Jezzar Pasha became the governor of Sidon in 1776 after the Ottomans' elimination of Daher al-Umar. Yusuf was confirmed as the governor of Beirut, Chouf, Beqaa and Jubail. Moreover, Hasan Pasha, the Ottoman kapudan (commander of the Ottoman Navy) who led the offensive against Daher in 1775, declared that Governor of Sidon's authority over Yusuf was limited to the collection of the miri (Hajj tax). However, Jezzar Pasha ignored this order and took over Beirut in 1776 with the demand that Yusuf pay three years worth of miri tax. Jezzar was later driven out by the Ottoman Navy. Nassar was captured and executed by Jezzar in 1780.

=== Downfall ===
Yusuf and his brothers Sid Ahmad and Effendi engaged in a long power struggle during the late 1770s and 1780s. Jezzar Pasha took advantage of this situation and gave his support to whichever brother paid him the highest bribe. Ali Jumblatt, Yusuf's former ally, died in 1778 and the Jumblatt family gave their backing to Sayyid Ahmad and Effendi. Yusuf withdrew from the Chouf to Ghazir. With the backing of the Ra'ad family and the Kurdish Mir'ibi family (both Sunni Muslim families), he entered into armed conflict with his two brothers. He regained control of Chouf after paying off Jezzar Pasha. In 1780, Effendi was killed in an attack his forces launched to assassinate Yusuf's top confidant, Sa'ad al-Khuri. Sayyid Ahmad then mobilized his Jumblatt and Yazbak allies against Yusuf, but after the latter bribed the Yazbaks with 300,000 qirsh, Sayyid Ahmad's force fell apart. In 1783 and on Jezzar Pasha's orders, Yusuf took over Marjayoun from his maternal uncle Isma'il Shihab. Jezzar had accused Isma'il of responsibility in the death of a Jewish merchant. Jezzar sought to divide and conquer Mount Lebanon and thus when Isma'il Shihab offered to pay a higher tax rate if he restored his authority in Marjayoun, Jezzar accepted. The new alliance between Jezzar, Isma'il, Sayyid Ahmad and the Jumblatts forced Yusuf to flee Mount Lebanon for the Jabal al-Ansariyah.

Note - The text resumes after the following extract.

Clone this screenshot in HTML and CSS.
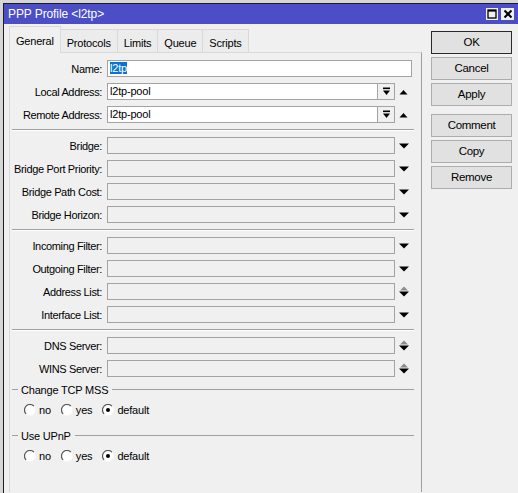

Jezzar then offered Yusuf safe passage if he returned to Beirut, but when the latter returned he was arrested by Jezzar's troops who transported him to Jezzar's headquarters in Acre where he was imprisoned. Sayyid Ahmad and Isma'il offered Jezzar 500,000 qirsh to execute Yusuf, but Yusuf countered with 1,000,000 qirsh to release and return him to Mount Lebanon. Jezzar accepted Yusuf's offer and, upon his return to Mount Lebanon, Yusuf had Isma'il arrested and imposed a large financial penalty on the Jumblatts. Isma'il died in custody shortly after. Around this time, Sa'ad al-Khuri was arrested by Jezzar for ransom, but he too died in custody after becoming sick.

In 1788, Jezzar Pasha demanded that Yusuf pay off the bribe he had promised him in 1783, but Yusuf refused. Consequently, Jezzar threw his support to Ali Shihab, Isma'il's son, in his bid to eliminate Emir Yusuf, who in turn backed an uprising against Jezzar in Acre. After Jezzar suppressed the revolt, Ali launched an offensive against Yusuf's holding in the Beqaa Valley, but was repelled by Yusuf's brother Haydar. However, Jezzar Pasha arrived to support Ali, and their combined 2,000-strong force moved against Haydar, whose forces after the desertion of the Harfush clan consisted of 700 cavalry from the Shihab and Abi Lama clans and disgruntled mercenaries of Jezzar. Jezzar Pasha decisively defeated Emir Yusuf at Jubb Janin in south Beqaa.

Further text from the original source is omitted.